Calcutta’s traffic – a reflection of demographics?


When I observe the traffic, I suddenly have the feeling that the demographics are reflected here to a certain extent. Cars are crowded together in a “lane”, if you can even call it a lane, overtaking, sometimes on the left, sometimes on the right, regardless of the braking distance, regardless of oncoming traffic, regardless of the smaller and weaker road users, pedestrians, cyclists, there are also vehicles for which I can’t find a name… something like a bicycle, only with a large loading area at the back – a mixture of pick-up and bicycle? The same without a chain and pedal function, only with a person as a donkey in the front. 5 km/h, once the vehicle is running – certainly not easy to stop, avoid and start. They are skillful, there is no sign of a safety distance, with my eyes trained as an emergency doctor I can only see what could happen!

It’s exciting to see how “simple” things can be here too… the weaker one loses. A permanent weakness seems to be there all the time. In traffic, in people. I already know that the rules are different in developing countries, that seemingly banal illnesses stretch people’s lives here. Diseases that can never become a problem for us by going to the doctor as a matter of course…

Late visit to the doctor with fatal consequences


Like a 30-year-old patient who turns up in my second week of work because he has unbearable pain after an injury to his foot and has not been able to feel his toes for 5 days. When I remove the bandage, I’m shocked myself – I hadn’t expected this. The tissue has been destroyed to such an extent that he will lose part of his foot. He is already missing his left hand from a childhood injury.

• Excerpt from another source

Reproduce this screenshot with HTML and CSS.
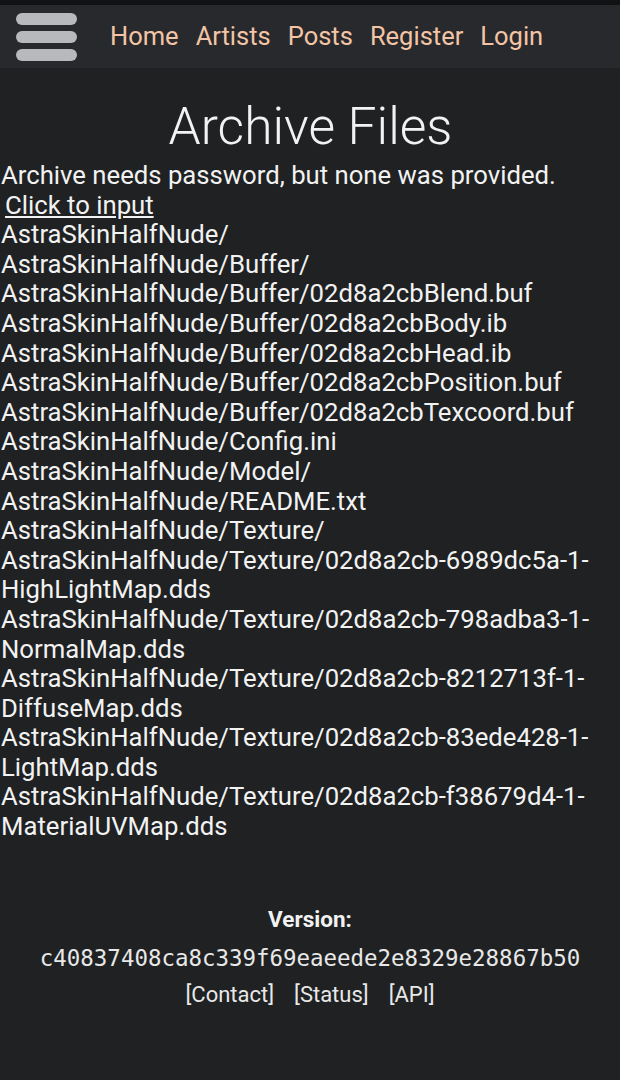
FILE: index.html
```html
<!DOCTYPE html>
<html>
<head>
<meta charset="utf-8">
<link rel="stylesheet" href="styles.css">
</head>
<body>
<div class="topstrip"></div>
<header class="header">
  <div class="burger"><span></span><span></span><span></span></div>
  <nav class="nav">
    <a href="#">Home</a>
    <a href="#">Artists</a>
    <a href="#">Posts</a>
    <a href="#">Register</a>
    <a href="#">Login</a>
  </nav>
</header>
<main class="main">
  <h1 class="title">Archive Files</h1>
  <div class="msg">Archive needs password, but none was provided.</div>
  <div class="msg"><a class="input-link" href="#">Click to input</a></div>
  <ul class="files">
    <li>AstraSkinHalfNude/</li>
    <li>AstraSkinHalfNude/Buffer/</li>
    <li>AstraSkinHalfNude/Buffer/02d8a2cbBlend.buf</li>
    <li>AstraSkinHalfNude/Buffer/02d8a2cbBody.ib</li>
    <li>AstraSkinHalfNude/Buffer/02d8a2cbHead.ib</li>
    <li>AstraSkinHalfNude/Buffer/02d8a2cbPosition.buf</li>
    <li>AstraSkinHalfNude/Buffer/02d8a2cbTexcoord.buf</li>
    <li>AstraSkinHalfNude/Config.ini</li>
    <li>AstraSkinHalfNude/Model/</li>
    <li>AstraSkinHalfNude/README.txt</li>
    <li>AstraSkinHalfNude/Texture/</li>
    <li>AstraSkinHalfNude/Texture/02d8a2cb-6989dc5a-1-HighLightMap.dds</li>
    <li>AstraSkinHalfNude/Texture/02d8a2cb-798adba3-1-NormalMap.dds</li>
    <li>AstraSkinHalfNude/Texture/02d8a2cb-8212713f-1-DiffuseMap.dds</li>
    <li>AstraSkinHalfNude/Texture/02d8a2cb-83ede428-1-LightMap.dds</li>
    <li>AstraSkinHalfNude/Texture/02d8a2cb-f38679d4-1-MaterialUVMap.dds</li>
  </ul>
</main>
<footer class="footer">
  <div class="ver-label">Version:</div>
  <div class="hash">c40837408ca8c339f69eaeede2e8329e28867b50</div>
  <div class="links"><a href="#">[Contact]</a><a href="#">[Status]</a><a href="#">[API]</a></div>
</footer>
</body>
</html>
```

FILE: styles.css
```css
html, body {
  margin: 0;
  padding: 0;
  background: #1f2123;
}
body {
  font-family: Roboto, "Liberation Sans", sans-serif;
  color: #f2f2f2;
  width: 620px;
}
.topstrip {
  height: 5px;
  background: #101214;
}
.header {
  height: 63px;
  background: #28292c;
  display: flex;
  align-items: center;
}
.burger {
  display: flex;
  flex-direction: column;
  gap: 6px;
  margin-left: 16px;
  width: 61px;
}
.burger span {
  display: block;
  height: 12px;
  border-radius: 6px;
  background: #b8b9bd;
}
.nav {
  display: flex;
  gap: 17px;
  margin-left: 33px;
  margin-top: -2px;
}
.nav a {
  color: #f3c4a6;
  text-decoration: none;
  font-size: 25.5px;
}
.main {
  padding: 0 0 0 1px;
}
.title {
  margin: 24px 0 0 0;
  text-align: center;
  font-weight: 300;
  font-size: 51.5px;
  line-height: 69px;
}
.msg, .files li {
  font-size: 25.7px;
  line-height: 29.6px;
}
.input-link {
  color: #f2f2f2;
  margin-left: 4px;
  text-decoration: underline;
}
.files {
  list-style: none;
  margin: 0;
  padding: 0;
  width: 610px;
}
.footer {
  margin-top: 60px;
  text-align: center;
}
.ver-label {
  font-weight: 700;
  font-size: 22.5px;
  line-height: 34px;
}
.hash {
  font-family: "DejaVu Sans Mono", monospace;
  font-size: 22.45px;
  line-height: 44px;
  color: #e8e8e8;
}
.links {
  display: flex;
  justify-content: center;
  gap: 20px;
  font-size: 22px;
  line-height: 30px;
}
.links a {
  color: #e8e8e8;
  text-decoration: none;
}
```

He should be fine with that.

Why didn’t he come sooner, one wonders. It could have been… treated better, seen sooner… “his own fault” you would say, if you didn’t suspect that there must be a reason that drives people to ignore their own suffering, their own discomfort, to put it on the back burner, perhaps out of a fear of not being able to feed the family if you don’t show up for work, perhaps out of the experience of the rejection you have to expect if you go to a state hospital as a patient without financial means.

Undoubtedly circumstances that really challenge my mind to imagine.”